TOUT COMPRENDRE. Comment la NBA veut s'attaquer à l'Europe pour y faire sa révolution

Le fantasme est sur le point de devenir réalité. Véritable serpent de mer, la création d’un championnat européen affilié à la NBA a connu un coup d’accélérateur ce jeudi avec l’officialisation par Adam Silver, le patron de la ligue nord-américaine, d’un projet de nouvelle compétition en partenariat avec la Fédération internationale de basket (Fiba).
• À quand remonte le projet?
Cette idée revient sur la table depuis de nombreuses années. Et le sujet avait une nouvelle fois été abordé à l’occasion des derniers NBA Paris Games, en janvier. Il y a un peu plus de deux mois, lors de sa venue dans la capitale française, Adam Silver s’était montré très transparent sur les ambitions de la NBA sur le Vieux-Continent. "Nos discussions portent sur la création d'une compétition, une ligue, qui serait indépendante de la NBA. Sous quel format, cela reste à déterminer. On veut écouter toutes les parties concernées, pour mieux comprendre à quoi cela pourrait ressembler", avait tranché Adam Silver lors des NBA Paris Games.
La NBA cherche depuis longtemps à étendre son influence à l'international, avec l'Europe parmi les cibles principales. Ce projet s'inscrit donc dans une stratégie ambitieuse de globalisation de la NBA, qui souhaite séduire de nouveaux fans européens et développer une économie locale autour de sa marque. Si les atermoiements du patron de la NBA ont eu tendance à lasser les fans, le voile sur cette nouvelle compétition européenne commence donc à être levé.
• Quel serait le format?
Si la volonté de créer une ligue européenne n’est pas nouvelle, le format que pourrait prendre cette NBA Europe est longtemps resté une grosse interrogation. Mais depuis jeudi, les contours de ce championnat sont un peu plus concrets. À ce stade des réflexions, la NBA envisage une ligue "semi-fermée" avec douze franchises permanentes et quatre membres susceptibles de changer chaque année. "L'avantage en créant une ligue de toutes pièces, c'est qu'on peut prendre le meilleur des deux mondes", a détaillé Adam Silver lors de sa conférence de presse, prenant l’exemple des championnats de football européen et leur système de relégation.
Chaque saison, de nouveaux clubs pourraient donc intégrer cette NBA Europe grâce à leur mérite sportif.
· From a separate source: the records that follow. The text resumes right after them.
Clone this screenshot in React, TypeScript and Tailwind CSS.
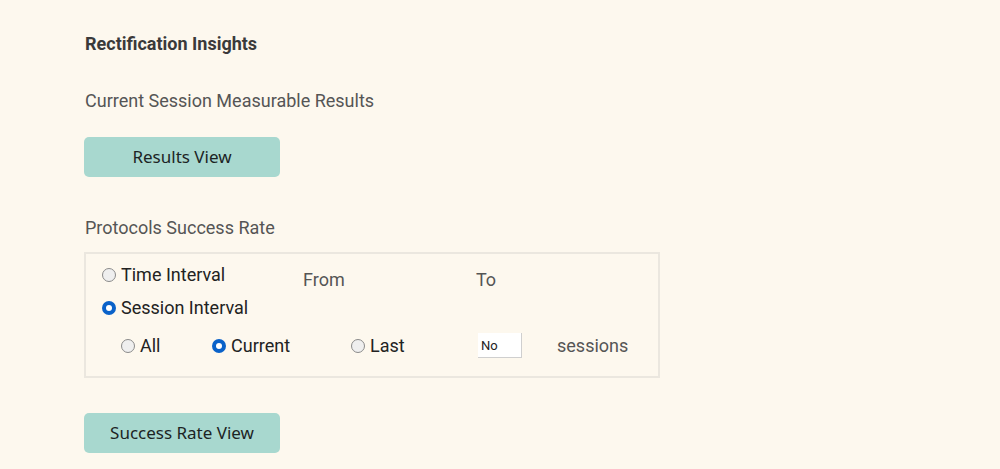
import React from 'react';

const Radio: React.FC<{ checked?: boolean }> = ({ checked }) =>
  checked ? (
    <span className="flex w-[14px] h-[14px] rounded-full bg-[#0a62c9] items-center justify-center shrink-0">
      <span className="block w-[6px] h-[6px] rounded-full bg-white" />
    </span>
  ) : (
    <span className="block w-[14px] h-[14px] rounded-full border border-[#8a8a8a] bg-[#efefef] shrink-0" />
  );

const Option: React.FC<{ label: string; checked?: boolean; className?: string }> = ({ label, checked, className }) => (
  <label className={`flex items-center gap-[5px] text-[18px] leading-[24px] text-[#222] ${className ?? ''}`}>
    <Radio checked={checked} />
    <span>{label}</span>
  </label>
);

const ActionButton: React.FC<{ children: React.ReactNode; className?: string }> = ({ children, className }) => (
  <button
    className={`block w-[196px] h-[40px] rounded-[5px] bg-[#a8d8cf] text-[17px] text-[#1c2424] ${className ?? ''}`}
    style={{ fontFamily: '"Noto Sans", "Open Sans", sans-serif' }}
  >
    {children}
  </button>
);

export default function App() {
  return (
    <div
      className="w-[1000px] h-[469px] bg-[#fdf8ee] pl-[84px] pt-[32px] overflow-hidden"
      style={{ fontFamily: 'Roboto, "Liberation Sans", sans-serif' }}
    >
      <h2 className="pl-px text-[18px] leading-[24px] font-bold text-[#3a3a3a]">Rectification Insights</h2>
      <p className="pl-px mt-[33px] text-[18px] leading-[24px] text-[#555]">Current Session Measurable Results</p>
      <ActionButton className="mt-[24px]">Results View</ActionButton>

      <p className="pl-px mt-[39px] text-[18px] leading-[24px] text-[#555]">Protocols Success Rate</p>

      {/* interval box */}
      <div className="mt-[12px] w-[576px] h-[126px] border-2 border-[#ebe7df] pl-[16px] pt-[9px]">
        <div className="flex">
          <div className="w-[201px] flex flex-col gap-[9px]">
            <Option label="Time Interval" />
            <Option label="Session Interval" checked />
          </div>
          <span className="w-[173px] mt-[5px] text-[18px] leading-[24px] text-[#555]">From</span>
          <span className="mt-[5px] text-[18px] leading-[24px] text-[#555]">To</span>
        </div>
        <div className="flex items-center pl-[19px] mt-[13px]">
          <Option label="All" className="w-[91px]" />
          <Option label="Current" checked className="w-[139px]" />
          <Option label="Last" className="w-[127px]" />
          <input
            defaultValue="No"
            className="w-[44px] h-[25px] bg-white px-[3px] text-[13px] text-[#222] border-r border-b border-[#cfcfcf] outline-none"
          />
          <span className="ml-[35px] text-[18px] leading-[24px] text-[#555]">sessions</span>
        </div>
      </div>

      <ActionButton className="mt-[35px]">Success Rate View</ActionButton>
    </div>
  );
}
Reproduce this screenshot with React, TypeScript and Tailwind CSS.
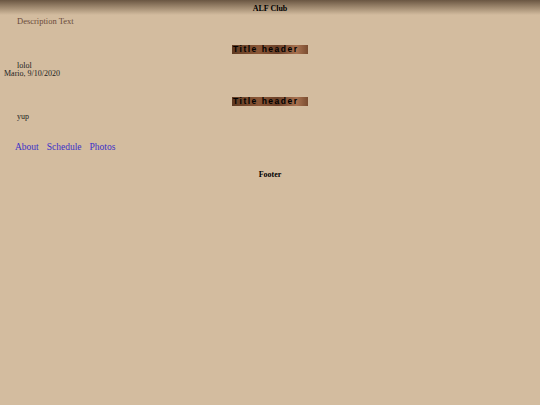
export default function App() {
  const serif = { fontFamily: '"Liberation Serif", "Times New Roman", serif' }

  const TitleHeader = () => (
    <div className="flex justify-center">
      <div
        className="h-[9px] w-[76px] bg-[linear-gradient(90deg,#5e3a22_0%,#8a5636_35%,#6b4028_60%,#a87250_85%,#7a4c30_100%)] pl-[1px] text-[8.5px] font-bold leading-[9px] tracking-[1.5px] text-black"
        style={{ fontFamily: '"Liberation Sans", Arial, sans-serif' }}
      >
        Title header
      </div>
    </div>
  )

  return (
    <div className="min-h-[405px] w-full bg-[#d3bc9f]" style={serif}>
      <div className="h-[15px] bg-[linear-gradient(180deg,#6a5642_0%,#a08a70_50%,#d3bc9f_100%)] pt-[4px] text-center text-[8px] font-bold leading-[10px] text-black">
        ALF Club
      </div>
      <div className="pl-[17px] text-[8.5px] leading-[12px] text-[#6a4a3a]">Description Text</div>

      <div className="mt-[18px]">
        <TitleHeader />
      </div>
      <div className="mt-[8px] pl-[17px] text-[8px] leading-[7px] text-[#222]">lolol</div>
      <div className="pl-[4px] text-[8px] leading-[9px] text-[#222]">Mario, 9/10/2020</div>

      <div className="mt-[19px]">
        <TitleHeader />
      </div>
      <div className="mt-[6px] pl-[17px] text-[8px] leading-[10px] text-[#222]">yup</div>

      <div className="mt-[19px] flex gap-[8px] pl-[15px] text-[9.5px] leading-[12px] text-[#3a30c8]">
        <a>About</a>
        <a>Schedule</a>
        <a>Photos</a>
      </div>

      <div className="mt-[17px] text-center text-[8px] font-bold leading-[10px] text-black">Footer</div>
    </div>
  )
}
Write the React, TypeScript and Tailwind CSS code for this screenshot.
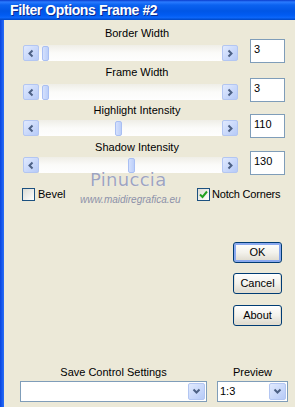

L’invitation d'équipes qui ont bien figuré en Basketball Champions League - la plus prestigieuse de compétitions de clubs de la Fiba - est une piste qui pourrait être explorée. Les résultats dans les championnats domestiques pourraient également être pris en compte pour recevoir cette wild card. "Tous les détails n'ont pas encore été décidés à cette étape. Mais on respectera la tradition du basket européen", a résumé Adam Silver lors de sa prise de parole face aux médias.
Autre certitude, il s'agira bien d'un championnat distinct de la NBA. Seuls des affrontements ponctuels entre les équipes européennes et nord-américaines pourraient avoir lieu. L'instauration d'une sorte de "Super Coupe", dans laquelle s'affronteraient les meilleures équipes de chaque continent, est une piste envisagée par plusieurs médias. L'idée de faire participer des équipes européennes au in-season tournament de la NBA a également émergé.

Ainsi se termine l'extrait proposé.